Laknatallahi Walmalaaikati Wannasi Ajmaiin

Teks di atas dengan demikian diterjemahkan tidak secara harfiah, karena teks asli hanya menyebutkan satu kata ”laknat”. Tetapi teks terjemahan menyebut kata itu tiga kali. Dalam hal ini, versi Melayu bisa dikatakan lebih konsisten dalam menerapkan keharfiahan terjemahannya. Nilai lebih dari versi Melayu pada teks terjemahan ayat ini juga tampak dari susunan kalimat pasifnya.
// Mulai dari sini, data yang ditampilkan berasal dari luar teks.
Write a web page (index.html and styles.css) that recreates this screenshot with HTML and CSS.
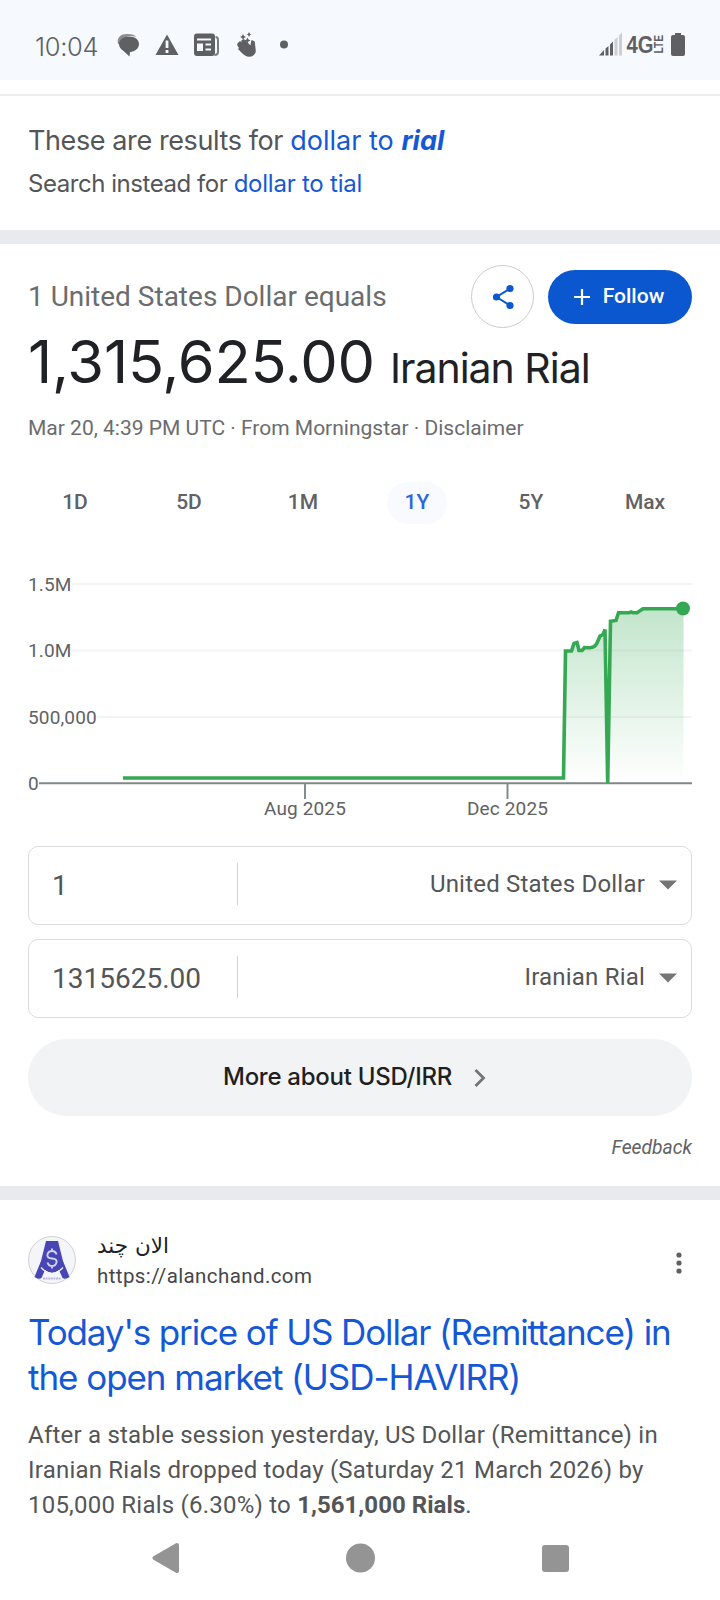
FILE: index.html
```html
<!DOCTYPE html>
<html lang="en">
<head>
<meta charset="utf-8">
<title>dollar to rial</title>
<link rel="stylesheet" href="styles.css">
</head>
<body>
<div class="phone">
  <header class="status">
    <span class="clock">10:04</span>
    <svg class="status-icons" width="180" height="28" viewBox="0 0 180 28">
      <g fill="#5f6062">
        <path d="M1 13C-.500 6 4 3 10 3c5 0 8 1 9.500 3-6-2-15-1-17 7z" fill="#8b8d90"/>
        <path d="M12 5.500c6 0 10 3 10 7.500s-4 7.500-9 8l-.500 4.500-6-5.500C3 18 2 15 2 13c0-4 4-7.500 10-7.500z"/>
        <path d="M50 3.500 61.500 24h-23z"/>
        <rect x="77" y="2.500" width="21" height="22.500" rx="3"/>
        <path d="M98.500 6q2.500 0 2.500 3V21q0 3-3.500 3" fill="none" stroke="#7b7c7f" stroke-width="2"/>
        <path d="M121 13l2-2 7 5-5-6 2-1 7 7 1-6 2 1 1 9c0 3-3 5-6 5-4 0-6-3-10-7l1-1-2-3 2-1z" stroke="#5f6062" stroke-width="1.600" stroke-linejoin="round"/>
        <path d="M126 3l1 2 2 1-2 1-1 2-1-2-2-1 2-1zM132 1l1 2 1.500.500-1.500.500-1 2-1-2-1.500-.500L131 3zM130.500 6.500l1 2 2 1-2 1-1 2-1-2-2-1 2-1z"/>
        <circle cx="167" cy="13.500" r="4"/>
      </g>
      <path d="M50 9.500v7.500M50 19v3" stroke="#f6f9fe" stroke-width="2.800"/>
      <path d="M80 8.500h14M88.500 13.500h5.500M88.500 18.500h5.500" stroke="#f6f9fe" stroke-width="1.900"/>
      <rect x="80" y="12.500" width="6" height="7.500" fill="#f6f9fe"/>
    </svg>
    <svg class="signal" width="88" height="26" viewBox="0 0 88 26">
      <path d="M1 22.500 6 17v5.500zM7.500 15.500 10.500 13v9.500h-3zM12 11.500l3-3v14h-3z" fill="#5f6062"/>
      <path d="M16.500 7l3-3v18.500h-3zM21 2.500l3-3v23h-3z" fill="#cdcfd3"/>
      <text x="28.500" y="20" class="net" textLength="27" lengthAdjust="spacingAndGlyphs">4G</text>
      <text class="lte" transform="translate(64.500 20.500) rotate(-90)" textLength="18.500" lengthAdjust="spacingAndGlyphs">LTE</text>
      <path d="M77 0h6v2h2q2 0 2 2v17q0 2-2 2H75q-2 0-2-2V4q0-2 2-2h2z" fill="#5f6062"/>
    </svg>
  </header>

  <section class="spell">
    <p class="spell-main">These are results for <a>dollar to <b>rial</b></a></p>
    <p class="spell-sub">Search instead for <a>dollar to tial</a></p>
  </section>

  <section class="finance">
    <div class="top-row">
      <span class="equals">1 United States Dollar equals</span>
      <button class="share" aria-label="Share">
        <svg width="24" height="26" viewBox="0 0 24 26"><path d="M19 4.500 5.500 13 19 21.500" fill="none" stroke="#0b57d0" stroke-width="2"/><g fill="#0b57d0"><circle cx="19" cy="4.500" r="3.600"/><circle cx="5.500" cy="13" r="3.600"/><circle cx="19" cy="21.500" r="3.600"/></g></svg>
      </button>
      <button class="follow">
        <svg width="18" height="18" viewBox="0 0 18 18"><path d="M9 1v16M1 9h16" stroke="#fff" stroke-width="2.200"/></svg>
        <span>Follow</span>
      </button>
    </div>
    <div class="amount"><span class="value">1,315,625.00</span><span class="unit">Iranian Rial</span></div>
    <div class="source">Mar 20, 4:39 PM UTC · From Morningstar · Disclaimer</div>
    <nav class="tabs">
      <span>1D</span><span>5D</span><span>1M</span><span class="on"><i>1Y</i></span><span>5Y</span><span>Max</span>
    </nav>
    <svg class="chart" width="664" height="260" viewBox="28 570 664 260">
      <defs><linearGradient id="fade" x1="0" y1="608" x2="0" y2="783" gradientUnits="userSpaceOnUse"><stop offset="0" stop-color="#34a853" stop-opacity=".3"/><stop offset="1" stop-color="#34a853" stop-opacity="0"/></linearGradient></defs>
      <path d="M72 584H692M72 650.500H692M97 717H692" stroke="#f4f4f5" stroke-width="1.800"/>
      <path d="M563 783 565.500 651H571L574 643 577 642 579 650.500H582L585 647.500 590 648 595 646 600 635 603 634.500 605 630 607.700 783 610.500 621H616L618.500 612.700 637 612.500 643 608.700H683.500V783z" fill="url(#fade)"/>
      <path d="M39 783.200H692M305 783v16M507.500 783v16" stroke="#80868b" stroke-width="1.900" fill="none"/>
      <path d="M123 778H563.500L565.500 651H571.500L574 643.500 577 642.500 579 650.500H582L584.500 647.500 590 647.700Q595 647.500 597 643L600 636 603 634.500 605 629.500 607.700 783 610.500 621.300 616 620.500 618.500 612.800H629L631 612 633 612.700H637L643 608.700H683" fill="none" stroke="#34a853" stroke-width="3.600"/>
      <circle cx="683" cy="608.500" r="7" fill="#34a853"/>
      <g class="axis">
        <text x="28" y="591">1.5M</text><text x="28" y="657">1.0M</text><text x="28" y="724">500,000</text><text x="28" y="790">0</text>
        <text x="305" y="815" text-anchor="middle">Aug 2025</text><text x="507.500" y="815" text-anchor="middle">Dec 2025</text>
      </g>
    </svg>
    <div class="field">
      <span class="num">1</span><span class="currency">United States Dollar</span><svg width="18" height="10" viewBox="0 0 18 10"><path d="M0 .500h18l-9 9z" fill="#757575"/></svg>
    </div>
    <div class="field">
      <span class="num">1315625.00</span><span class="currency">Iranian Rial</span><svg width="18" height="10" viewBox="0 0 18 10"><path d="M0 .500h18l-9 9z" fill="#757575"/></svg>
    </div>
    <a class="more"><span>More about USD/IRR</span><svg width="12" height="20" viewBox="0 0 12 20"><path d="M1.500 2 9.500 10l-8 8" fill="none" stroke="#757575" stroke-width="2.800"/></svg></a>
    <div class="feedback">Feedback</div>
  </section>

  <article class="result">
    <div class="site">
      <svg class="favicon" width="48" height="48" viewBox="0 0 48 48">
        <circle cx="24" cy="24" r="23.500" fill="#f3f5f8" stroke="#cfd1d5"/>
        <path d="M18 5h12l5 20 6.500 16q-4 3-7 1l-3.500-8q-7 5.500-14 0l-3.500 8q-3 2-7-1L13 25z" fill="#4845b5"/>
        <path d="M13 31.500q11 12 22 0" fill="none" stroke="#f3f5f8" stroke-width="1.200"/>
        <path d="M15 42.500h18" stroke="#b9b9e4" stroke-width="2" stroke-dasharray="2 .6"/>
        <path d="M28.500 18.500q-1-3.500-4.500-3.500t-4.500 3.500 4.500 4 4.500 4-4.500 3.500-4.500-3.500M24 12.500v3M24 29.500v3" fill="none" stroke="#d2d4f0" stroke-width="1.900"/>
      </svg>
      <div class="site-text"><span class="name" lang="fa" dir="rtl">الان چند</span><span class="url">https://alanchand.com</span></div>
      <svg class="dots" width="6" height="24" viewBox="0 0 6 24"><g fill="#5f6062"><circle cx="3" cy="4" r="2.600"/><circle cx="3" cy="12" r="2.600"/><circle cx="3" cy="20" r="2.600"/></g></svg>
    </div>
    <h3><span class="t1">Today's price of US Dollar (Remittance) in</span><br><span class="t2">the open market (USD-HAVIRR)</span></h3>
    <p class="snippet">After a stable session yesterday, US Dollar (Remittance) in<br>Iranian Rials dropped today (Saturday 21 March 2026) by<br>105,000 Rials (6.30%) to <b>1,561,000 Rials</b>.</p>
  </article>

  <footer class="navbar">
    <svg width="28" height="30" viewBox="0 0 28 30"><path d="M25 2 2.500 15 25 28z" fill="#949494" stroke="#949494" stroke-width="4" stroke-linejoin="round"/></svg>
    <svg width="30" height="30" viewBox="0 0 30 30"><circle cx="14.500" cy="15" r="14.500" fill="#949494"/></svg>
    <svg width="27" height="27" viewBox="0 0 27 27"><rect width="27" height="27" rx="3" fill="#949494"/></svg>
  </footer>
</div>
</body>
</html>
```

FILE: styles.css
```css
* { box-sizing: border-box; }
body { margin: 0; background: #fff; font-family: Roboto, sans-serif; color: #5f6062; }
p, h3 { margin: 0; font-weight: 400; }
button { border: 0; padding: 0; font: inherit; }
svg { display: block; flex: none; overflow: visible; }
a { color: #1558d6; }
.phone { width: 720px; height: 1600px; overflow: hidden; display: flex; flex-direction: column; white-space: nowrap; }

.status { height: 80px; flex: none; background: #f6f9fe; display: flex; align-items: flex-start; padding: 32px 34px 0 35px; }
.clock { font: 300 25.500px/29px Inter, sans-serif; width: 82px; letter-spacing: -.3px; }
.status-icons { margin-top: -1px; }
.signal { margin: 1px 0 0 auto; }
.net { font: 700 24px "Liberation Sans", sans-serif; fill: #5f6062; }
.lte { font: 700 12px "Liberation Sans", sans-serif; fill: #5f6062; }

.spell { height: 150px; flex: none; margin-top: 14px; border-top: 2px solid #ededee; border-bottom: 14px solid #e8eaed; padding: 24px 28px 0; font-family: Inter, sans-serif; color: #545557; }
.spell-main { font-size: 27px; line-height: 42px; letter-spacing: -.400px; }
.spell-main a { letter-spacing: 0; }
.spell-main b { font-style: italic; font-weight: 700; }
.spell-sub { font-size: 24px; line-height: 44px; letter-spacing: -.450px; }
.spell-sub a { letter-spacing: -.230px; }

.finance { height: 956px; flex: none; padding: 21px 28px 0; border-bottom: 14px solid #e8eaed; }
.top-row { display: flex; align-items: center; height: 63px; }
.equals { flex: 1; font-size: 28px; color: #6b6c6e; }
.share { width: 63px; height: 63px; border: 1px solid #ccc; border-radius: 50%; background: #fff; display: grid; place-items: center; margin-right: 14px; }
.follow { width: 144px; height: 54px; border-radius: 27px; background: #0b57d0; color: #fff; font-size: 21px; line-height: 25px; font-weight: 500; display: flex; align-items: center; justify-content: center; gap: 12px; padding-right: 3px; }
.amount { height: 70px; line-height: 66px; color: #202124; font-family: Inter, sans-serif; display: flex; align-items: baseline; gap: 15px; }
.value { font-size: 59.500px; letter-spacing: -.200px; }
.unit { font-size: 41px; letter-spacing: -1px; }
.source { font-size: 21px; line-height: 30px; margin-top: 15px; color: #6b6c6e; }
.tabs { display: grid; grid-template-columns: repeat(6, 114px); height: 42px; margin: 39px -10px 46px; font-size: 21px; font-weight: 500; line-height: 40px; text-align: center; color: #616264; }
.tabs i { display: inline-block; width: 60px; height: 42px; border-radius: 21px; background: #f8fafd; color: #2f66d9; font-style: normal; }
.axis { font-size: 19px; fill: #616264; letter-spacing: .150px; }
.chart { margin-bottom: 16px; }
.field { height: 79px; border: 1px solid #dadce0; border-radius: 10px; margin-bottom: 14px; display: flex; align-items: center; padding: 0 14px 0 23px; color: #545557; }
.field svg { margin-bottom: 2px; }
.num { width: 186px; height: 42px; line-height: 46px; margin-bottom: 3px; border-right: 1px solid #d0d1d4; font-size: 28px; }
.currency { flex: 1; text-align: right; font-size: 24px; letter-spacing: .200px; margin: 0 14px 3px 0; }
.more { display: flex; align-items: center; height: 77px; margin-top: 21px; border-radius: 39px; background: #f1f3f4; color: #1f1f1f; font: 500 24px Inter, sans-serif; letter-spacing: -.270px; padding-left: 195px; gap: 22px; }
.more span { padding-bottom: 2px; }
.feedback { text-align: right; font-style: italic; font-size: 19.300px; line-height: 24px; margin-top: 20px; color: #616264; }

.result { height: 316px; flex: none; padding: 35px 28px 0; }
.site { height: 52px; display: flex; align-items: center; }
.favicon { margin-bottom: 3px; }
.site-text { flex: 1; display: flex; flex-direction: column; align-items: flex-start; margin-left: 21px; }
.name { font: 21.500px/28px "DejaVu Sans", sans-serif; color: #202124; }
.url { font-size: 20.500px; line-height: 32px; margin-bottom: -2px; letter-spacing: .4px; color: #444649; }
.dots { margin: 3px 10px 0 0; }
.result h3 { font: 400 35px/45px Inter, sans-serif; color: #1558d6; margin-top: 23px; }
.t1 { letter-spacing: -1.140px; }
.t2 { letter-spacing: -1.050px; }
.snippet { font-size: 24px; line-height: 35px; letter-spacing: .220px; margin-top: 18px; color: #545557; }
.snippet b { font-weight: 700; letter-spacing: .050px; }

.navbar { height: 84px; flex: none; display: flex; align-items: center; justify-content: space-between; padding: 0 151px 0 152px; }
```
La’nat Allah ditimpakkan kepada mereka (BI)
Mereka ditimpa laknat Allah (BM)

Versi bahasa Melayu tampak lebih simpel dan lebih mudah dipahami, karena versi bahasa Indonesia terasa berputar-putar dan memunculkan banyak redudansi unsur –unsur yang mestinya tidak perlu hadir. Dengan demikian, akan lebih luwes, bila ayat (3:87) diartikan dengan, ”Balasan mereka adalah mereka ditimpa laknat Allah, para malaikat dan manusia seluruhnya.”
Redudansi klausa pada teks terjemahan ayat (2:6) yang menunjukkan dua klausa sejajar dengan makna serupa.
A’andzartahum Amlam Tundzirhum
...kamu beri peringatan atau tidak kamu beri peringatan...(BI)
...engkau beri amaran kepadanya atau engkau tidak beri amaran... (BM)
Dua klausa dalam teks terjemahan memang merupakan representasi dari dua klausa yang juga terdapat dalam teks sumber. Lagi-lagi keharfiahan adalah alasan di balik kemunculan teks yang redudans ini. Walaupun versi bahasa Indonesia kali ini juga akan menyimpang dari keharfiahan, karena kata ”kepadanya” tidak muncul. Teks asli menyebutkan morfem atau kata ”hum” yang bermakna ”mereka.” Secara kaidah penerjemahan yang baik, makna ”mereka” sudah terimplikasi dari subyek pada klausa sebelumnya, sebagaimmana tampak pada kutipan berikut.
…sesungguhnya orang-orang kafir, sama saja bagi mereka, kamu beri peringatan atau tidak kamu beri peringatan, mereka tidak juga akan beriman (BI)
(2:6) Sesungguhnya orang-orang kafir (yang tidak akan beriman), sama sahaja kepada mereka: Samada engkau beri amaran kepadanya atau engkau tidak beri amaran, mereka tidak akan beriman (BM)

Dengan demikian terjemahan yang lebih tepat untuk dua klausa sejajara di atas adalah ”kamu beri peringatan atau tidak”—sebuah bentuk kalimat yang lebih berterima bagi pembaca Indonesia dan Melayu sebagai sasaran dari teks terjemahan ini.